Contrary to its tagline of the early 2000s of going “Beyond Petroleum”, British Oil giant BP has decided to shut down BP Solar, its solar energy unit. The company claims that solar energy is not profitable and that it will focus on wind energy and biofuels instead.
Admittedly, BP’s decision does not come as a complete shock, as it has been scaling down its solar energy operations for the past few years.
Back in 2009, BP halted most of its solar manufacturing operations, cutting jobs at solar plants in Maryland and Madrid. At the time, the company claimed the cuts were necessary to reduce costs and consolidate its global manufacturing operations.
Then last July, BP decided to stop solar operations in Maryland entirely, closing down its plant in Frederick and laying off 80 employees.
Closing down its solar energy unit is merely the culmination of its move away from the sector. It will sell its stakes in over 158 megawatts of projects in Italy, Germany, Spain, Britain, and the US. The only projects it will keep are with Tata Power in India and an Australian consortium that received government funding to build the Moree solar farm earlier this year.
Already, the solar manufacturing industry has been plagued by bankruptcies from Solyndra in the US and Solar Millennium in Germany. The bankruptcies were mostly caused by dropping solar panel prices and increasing competition from China.
However, despite these high-profile bankruptcies, many major players have been increasing their solar investments, leaving some experts to question BP’s recent decision.

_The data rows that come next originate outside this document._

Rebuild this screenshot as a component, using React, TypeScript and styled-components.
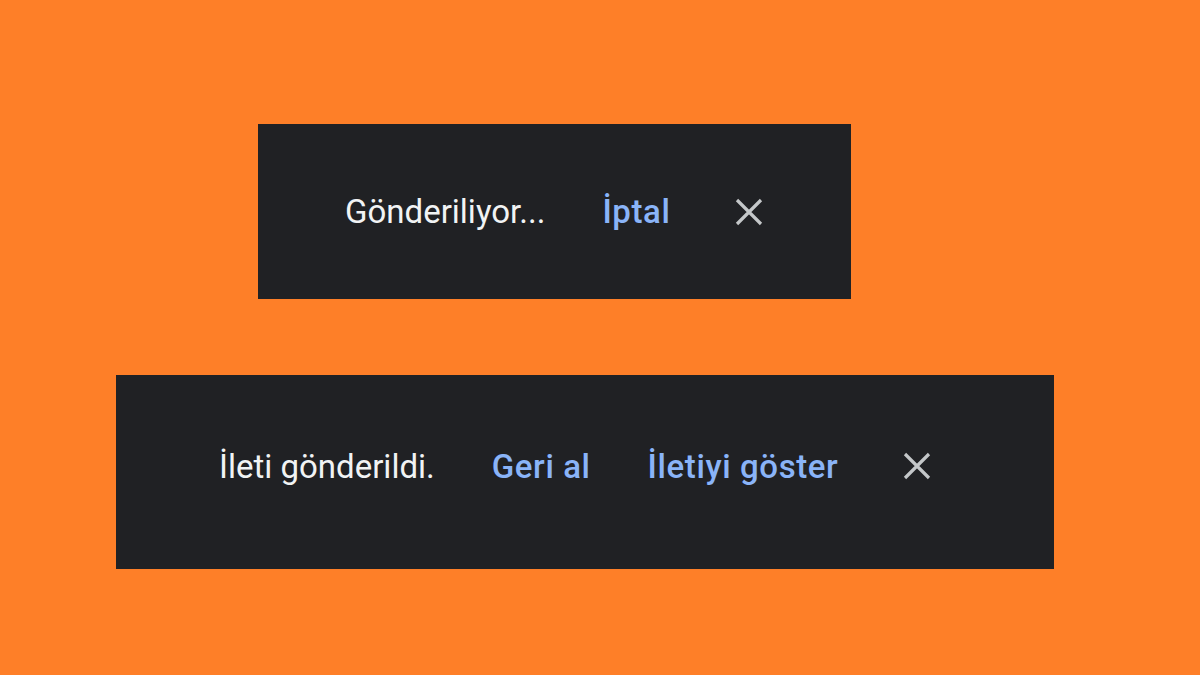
import React from "react";
import styled, { createGlobalStyle } from "styled-components";

const GlobalStyle = createGlobalStyle`
    html, body {
        margin: 0;
        padding: 0;
        background: #fe7f28;
    }

    body {
        font-family: Roboto, "Liberation Sans", sans-serif;
    }
`;

const Page = styled.div`
    width: 1200px;
    height: 675px;
    box-sizing: border-box;
    padding-top: 124px;
    display: flex;
    flex-direction: column;
    align-items: flex-start;
    gap: 76px;
    background: #fe7f28;
`;

const Snackbar = styled.div<{ $offset: number; $width: number; $height: number; $padLeft: number; $lift?: number }>`
    margin-left: ${(p) => p.$offset}px;
    width: ${(p) => p.$width}px;
    height: ${(p) => p.$height}px;
    box-sizing: border-box;
    padding-left: ${(p) => p.$padLeft}px;
    padding-bottom: ${(p) => p.$lift ?? 0}px;
    background: #202124;
    display: flex;
    align-items: center;
    gap: 57px;
`;

const Message = styled.span`
    color: #f1f3f4;
    font-size: 33px;
    font-weight: 400;
    white-space: nowrap;
`;

const Action = styled.button`
    all: unset;
    color: #8ab4f8;
    font-family: Roboto, "Liberation Sans", sans-serif;
    font-size: 33px;
    font-weight: 500;
    letter-spacing: 0.6px;
    white-space: nowrap;
    cursor: pointer;
`;

const CloseButton = styled.button`
    all: unset;
    margin-left: 8px;
    width: 28px;
    height: 28px;
    display: flex;
    align-items: center;
    justify-content: center;
    cursor: pointer;
`;

const CloseIcon = () => (
    <svg width="28" height="28" viewBox="0 0 28 28">
        <path d="M2 2 L26 26 M26 2 L2 26" stroke="#c4c7c9" strokeWidth="3.2" fill="none" />
    </svg>
);

export default function App() {
    return (
        <>
            <GlobalStyle />
            <Page>
                <Snackbar $offset={258} $width={593} $height={175} $padLeft={87}>
                    <Message>Gönderiliyor...</Message>
                    <Action>İptal</Action>
                    <CloseButton aria-label="Kapat">
                        <CloseIcon />
                    </CloseButton>
                </Snackbar>
                <Snackbar $offset={116} $width={938} $height={194} $padLeft={103} $lift={12}>
                    <Message>İleti gönderildi.</Message>
                    <Action>Geri al</Action>
                    <Action>İletiyi göster</Action>
                    <CloseButton aria-label="Kapat">
                        <CloseIcon />
                    </CloseButton>
                </Snackbar>
            </Page>
        </>
    );
}
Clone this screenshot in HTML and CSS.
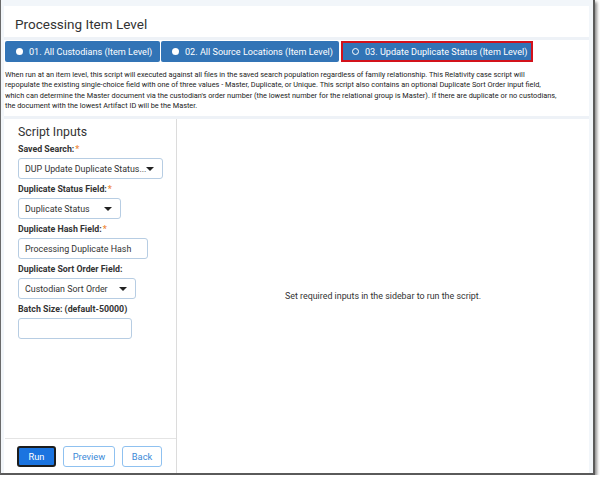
FILE: index.html
```html
<!DOCTYPE html>
<html>
<head>
<meta charset="utf-8">
<link rel="stylesheet" href="styles.css">
</head>
<body>
<div class="window">
  <div class="card">
    <header class="header">Processing Item Level</header>
    <nav class="tabs">
      <div class="tab"><span class="dot"></span>01. All Custodians (Item Level)</div>
      <div class="tab"><span class="dot"></span>02. All Source Locations (Item Level)</div>
      <div class="tab active"><span class="dot ring"></span>03. Update Duplicate Status (Item Level)</div>
    </nav>
    <p class="desc">When run at an item level, this script will executed against all files in the saved search population regardless of family relationship. This Relativity case script will<br>repopulate the existing single-choice field with one of three values - Master, Duplicate, or Unique. This script also contains an optional Duplicate Sort Order input field,<br>which can determine the Master document via the custodian's order number (the lowest number for the relational group is Master). If there are duplicate or no custodians,<br>the document with the lowest Artifact ID will be the Master.</p>
    <div class="body">
      <aside class="sidebar">
        <div class="inputs">
          <h2 class="side-title">Script Inputs</h2>
          <label class="lbl">Saved Search:<span class="req">*</span></label>
          <div class="field sel w1"><span>DUP Update Duplicate Status...</span><i class="caret"></i></div>
          <label class="lbl">Duplicate Status Field:<span class="req">*</span></label>
          <div class="field sel w2"><span>Duplicate Status</span><i class="caret"></i></div>
          <label class="lbl">Duplicate Hash Field:<span class="req">*</span></label>
          <div class="field w3"><span>Processing Duplicate Hash</span></div>
          <label class="lbl">Duplicate Sort Order Field:</label>
          <div class="field sel w4"><span>Custodian Sort Order</span><i class="caret"></i></div>
          <label class="lbl">Batch Size: (default-50000)</label>
          <div class="field w5"></div>
        </div>
        <div class="actions">
          <button class="btn run">Run</button>
          <button class="btn outline">Preview</button>
          <button class="btn outline">Back</button>
        </div>
      </aside>
      <main class="main">Set required inputs in the sidebar to run the script.</main>
    </div>
  </div>
</div>
</body>
</html>
```

FILE: styles.css
```css
* { box-sizing: border-box; }
html, body { margin: 0; padding: 0; background: #fff; }
body { font-family: Roboto, "Liberation Sans", sans-serif; color: #333; }

.window {
  width: 595px;
  height: 475px;
  border-left: 1px solid #6a6a6a;
  border-right: 2px solid #5a5a5a;
  border-bottom: 2px solid #5a5a5a;
  box-shadow: 2px 2px 3px rgba(0,0,0,0.45);
  background: #f2f6fa;
  padding: 6px 4px 0 3px;
}

.card {
  background: #fff;
  height: 100%;
  display: flex;
  flex-direction: column;
}

.header {
  height: 34px;
  flex: none;
  padding: 10px 0 0 11px;
  font-size: 13.5px;
  line-height: 16px;
  color: #333;
  border-bottom: 3px solid #eef2f7;
}

.tabs {
  display: flex;
  gap: 1px;
  padding: 0 0 0 1px;
  margin-top: 1px;
  flex: none;
}
.tab {
  height: 21px;
  background: #3274b6;
  color: #fff;
  font-size: 9.1px;
  white-space: nowrap;
  display: flex;
  align-items: center;
  padding: 0 0 0 11px;
  border-radius: 2px;
}
.tab:first-child { width: 155px; }
.tab:nth-child(2) { width: 178px; }
.tab.active {
  width: 192px;
  margin-left: 1px;
  border: 2px solid #d3121b;
  border-radius: 0;
  padding-left: 9px;
}
.dot {
  width: 7px;
  height: 7px;
  border-radius: 50%;
  background: #fff;
  margin-right: 6px;
  flex: none;
}
.dot.ring {
  background: #3274b6;
  border: 1.5px solid #fff;
}

.desc {
  margin: 8px 0 0 1px;
  font-size: 7.35px;
  line-height: 10.4px;
  white-space: nowrap;
  color: #222;
  height: 46px;
  flex: none;
}

.body {
  flex: 1;
  display: flex;
  border-top: 3px solid #eef2f7;
  min-height: 0;
}

.sidebar {
  width: 172px;
  border-right: 1px solid #dcdcdc;
  display: flex;
  flex-direction: column;
  margin-left: 1px;
}
.inputs {
  flex: 1;
  padding: 5px 0 0 13px;
  border-bottom: 1px solid #e4e4e4;
}
.side-title {
  margin: 0 0 4px 0;
  font-weight: normal;
  font-size: 12.3px;
  line-height: 16px;
  color: #333;
}
.lbl {
  display: block;
  font-weight: bold;
  font-size: 8.8px;
  line-height: 11px;
  color: #333;
  margin-bottom: 3px;
  white-space: nowrap;
}
.req { color: #ef8a3c; margin-left: 1px; }

.field {
  height: 21px;
  border: 1px solid #b7cde3;
  border-radius: 3px;
  font-size: 8.9px;
  color: #333;
  display: flex;
  align-items: center;
  padding: 0 6px;
  margin-bottom: 5px;
  white-space: nowrap;
  overflow: hidden;
}
.field.sel { justify-content: space-between; padding-right: 8px; }
.w1 { width: 145px; }
.w2 { width: 103px; }
.w3 { width: 130px; }
.w4 { width: 118px; }
.w5 { width: 114px; }
.caret {
  width: 0;
  height: 0;
  flex: none;
  border-left: 4px solid transparent;
  border-right: 4px solid transparent;
  border-top: 4px solid #222;
}

.actions {
  height: 34px;
  display: flex;
  gap: 7px;
  padding: 7px 0 0 12px;
}
.btn {
  font-family: Roboto, "Liberation Sans", sans-serif;
  font-size: 9.3px;
  height: 21px;
  border-radius: 3px;
  padding: 0;
  background: #fff;
}
.btn.run {
  width: 39px;
  background: #1b74e0;
  color: #fff;
  border: 2px solid #1d1d1d;
}
.btn.outline {
  border: 1px solid #8fc1f0;
  color: #3c8ad8;
}
.btn.outline:nth-child(2) { width: 52px; }
.btn.outline:nth-child(3) { width: 40px; }

.main {
  flex: 1;
  display: flex;
  align-items: center;
  justify-content: center;
  font-size: 8.9px;
  color: #333;
  padding-top: 0;
}
```
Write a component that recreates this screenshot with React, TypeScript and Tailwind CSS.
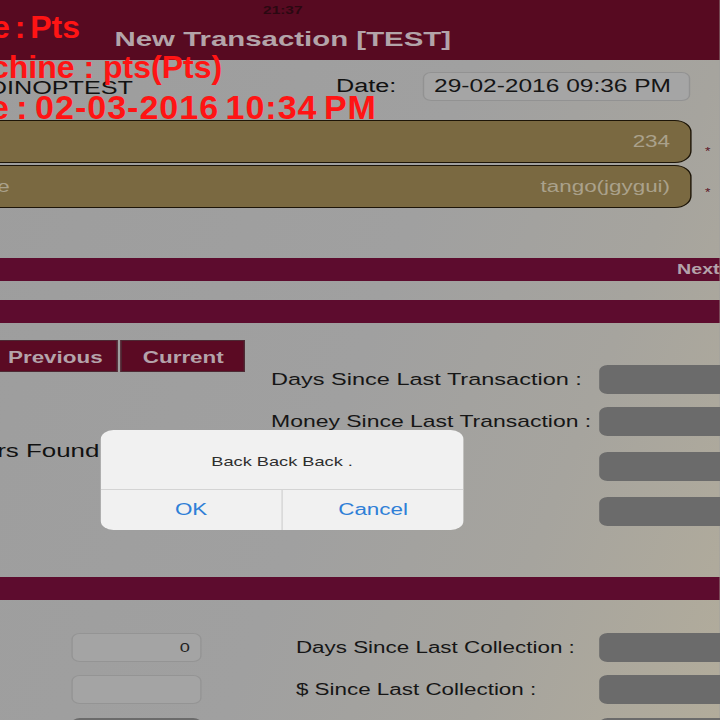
import React from 'react';

// The screen is shown stretched sideways, so the page is laid out at 514px and widened by 1.4.

const Bar: React.FC<{ children?: React.ReactNode }> = ({ children }) => (
    <div className="h-[23px] bg-[#5d0c2e] flex items-center justify-end">{children}</div>
);

const GrayBox: React.FC = () => <div className="h-[29px] w-[110px] shrink-0 rounded-[6px] bg-[#6b6b6b]" />;

const Tab: React.FC<{ label: string }> = ({ label }) => (
    <div className="w-[89px] h-[32px] shrink-0 flex items-center justify-center pt-[3px] border border-[#4d2a34] bg-[#5b0a23] text-[16px] font-bold text-[#b4a3aa]">
        {label}
    </div>
);

const InfoRow: React.FC<{ label: string; width: string; size: string }> = ({ label, width, size }) => (
    <div className="flex items-center h-[29px]">
        <span className={`${width} ${size} shrink-0 whitespace-nowrap text-[#161616]`}>{label}</span>
        <GrayBox />
    </div>
);

const App: React.FC = () => {
    return (
        <div className="relative w-[720px] h-[720px] overflow-hidden bg-[#9e9e9e] font-['Liberation_Sans',Arial,sans-serif]">
            <div className="relative w-[514px] h-[720px] origin-top-left scale-x-[1.4] bg-[linear-gradient(105deg,#9d9d9d_0%,#a0a0a0_50%,#a6a49e_75%,#b2ac9b_100%)]">
                {/* header */}
                <div className="h-[60px] bg-[#570a21]">
                    <div className="w-[404px] flex flex-col items-center">
                        <span className="mt-[3px] text-[11px] leading-[14px] font-bold text-[#2a0811]">21:37</span>
                        <span className="mt-[10px] text-[21px] leading-[24px] font-bold text-[#b3a4a9] whitespace-nowrap">New Transaction [TEST]</span>
                    </div>
                </div>

                {/* user + date */}
                <div className="pt-[12px] flex items-center h-[41px]">
                    <span className="ml-[-8px] w-[248px] shrink-0 pt-[3px] text-[18px] text-[#111]">DINOPTEST</span>
                    <span className="w-[62px] shrink-0 text-[18px] text-[#111]">Date:</span>
                    <div className="w-[191px] h-[29px] shrink-0 rounded-[6px] border border-[#929292] bg-[#a5a5a5] flex items-center pl-[7px] text-[17.5px] text-[#151515] whitespace-nowrap">
                        29-02-2016 09:36 PM
                    </div>
                </div>

                {/* machine fields */}
                <div className="mt-[19px] flex flex-col gap-[2px]">
                    <div className="flex">
                        <div className="ml-[-20px] w-[513.6px] h-[43px] shrink-0 rounded-r-[12px] border-[1.5px] border-[#1d1508] bg-[#7a6941] flex items-center justify-end pr-[14px] text-[16px] text-[#aaa18b]">
                            234
                        </div>
                        <span className="ml-[10px] mt-[27px] text-[10px] leading-[10px] text-[#5a1426]">*</span>
                    </div>
                    <div className="flex">
                        <div className="ml-[-20px] w-[513.6px] h-[43px] shrink-0 rounded-r-[12px] border-[1.5px] border-[#1d1508] bg-[#7a6941] flex items-center justify-between pl-[17px] pr-[14px] text-[16px] text-[#aaa18b]">
                            <span>e</span>
                            <span>tango(jgygui)</span>
                        </div>
                        <span className="ml-[10px] mt-[23px] text-[10px] leading-[10px] text-[#5a1426]">*</span>
                    </div>
                </div>

                <div className="mt-[50px]">
                    <Bar>
                        <span className="text-[14px] font-bold text-[#b4a2aa]">Next</span>
                    </Bar>
                </div>
                <div className="mt-[19px]">
                    <Bar />
                </div>

                {/* last transaction */}
                <div className="mt-[17px] h-[237px] flex">
                    <div className="w-[193.6px] shrink-0">
                        <div className="ml-[-5px] flex gap-[2.4px]">
                            <Tab label="Previous" />
                            <Tab label="Current" />
                        </div>
                        <div className="mt-[68px] ml-[-2px] text-[18.5px] leading-[21px] text-[#111] whitespace-nowrap">rs Found</div>
                    </div>
                    <div className="pt-[25px] flex flex-col">
                        <InfoRow label="Days Since Last Transaction :" width="w-[234.3px]" size="text-[16.8px]" />
                        <div className="mt-[13px]">
                            <InfoRow label="Money Since Last Transaction :" width="w-[234.3px]" size="text-[16.4px]" />
                        </div>
                        <div className="mt-[16px] pl-[234.3px]">
                            <GrayBox />
                        </div>
                        <div className="mt-[16px] pl-[234.3px]">
                            <GrayBox />
                        </div>
                    </div>
                </div>

                <Bar />

                {/* collection */}
                <div className="mt-[33px] flex flex-col">
                    <div className="flex items-center">
                        <div className="ml-[50.7px] w-[93px] h-[29px] shrink-0 rounded-[6px] border border-[#949494] bg-[#a4a4a4] flex items-center justify-end pr-[7px] pt-[1px] text-[13px] text-[#222]">
                            0
                        </div>
                        <div className="ml-[67.7px]">
                            <InfoRow label="Days Since Last Collection :" width="w-[216.5px]" size="text-[16px]" />
                        </div>
                    </div>
                    <div className="mt-[13px] flex items-center">
                        <div className="ml-[50.7px] w-[93px] h-[29px] shrink-0 rounded-[6px] border border-[#949494] bg-[#a4a4a4]" />
                        <div className="ml-[67.7px]">
                            <InfoRow label="$ Since Last Collection :" width="w-[216.5px]" size="text-[16px]" />
                        </div>
                    </div>
                    <div className="mt-[14px] flex items-center">
                        <div className="ml-[50.7px] w-[93px] h-[29px] shrink-0 rounded-[6px] bg-[#6b6b6b]" />
                        <div className="ml-[284.2px]">
                            <GrayBox />
                        </div>
                    </div>
                </div>

                {/* alert */}
                <div className="absolute left-[72px] top-[430px] w-[259px] h-[100px] rounded-[9px] bg-[#f1f1f1] flex flex-col overflow-hidden">
                    <div className="h-[59px] flex items-center justify-center pt-[5px] text-[13px] text-[#2e2e2e]">Back Back Back .</div>
                    <div className="flex-1 flex border-t border-[#d4d4d4]">
                        <div className="flex-1 flex items-center justify-center text-[16px] text-[#2f7fd7]">OK</div>
                        <div className="flex-1 flex items-center justify-center border-l border-[#d4d4d4] text-[16px] text-[#2f7fd7]">Cancel</div>
                    </div>
                </div>
            </div>

            {/* debug overlay */}
            <div className="absolute left-0 top-[7px] flex flex-col leading-[40px] font-bold text-[#ff1414] whitespace-nowrap">
                <span className="ml-[-8px] text-[32px] [word-spacing:-4px]">e : Pts</span>
                <span className="ml-[-9px] text-[32px]">chine : pts(Pts)</span>
                <span className="ml-[-10px] text-[34px] tracking-[1px] [word-spacing:-4px]">e : 02-03-2016 10:34 PM</span>
            </div>
        </div>
    );
};

export default App;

For instance, the legendary investor Waren Buffett has just launched a new foray into solar power with two new projects in California and Arizona. And Paul Leming, an analyst from the Ticonderoga Securities LLC, told Bloomberg News that “two of the biggest oil companies have taken the opposite approaches. The move toward alternative energy continues to be a well-recognized megatrend.”
Do you think BP is correct in its assessment of the solar industry? Do you think it has abandoned its efforts to move “beyond petroleum”?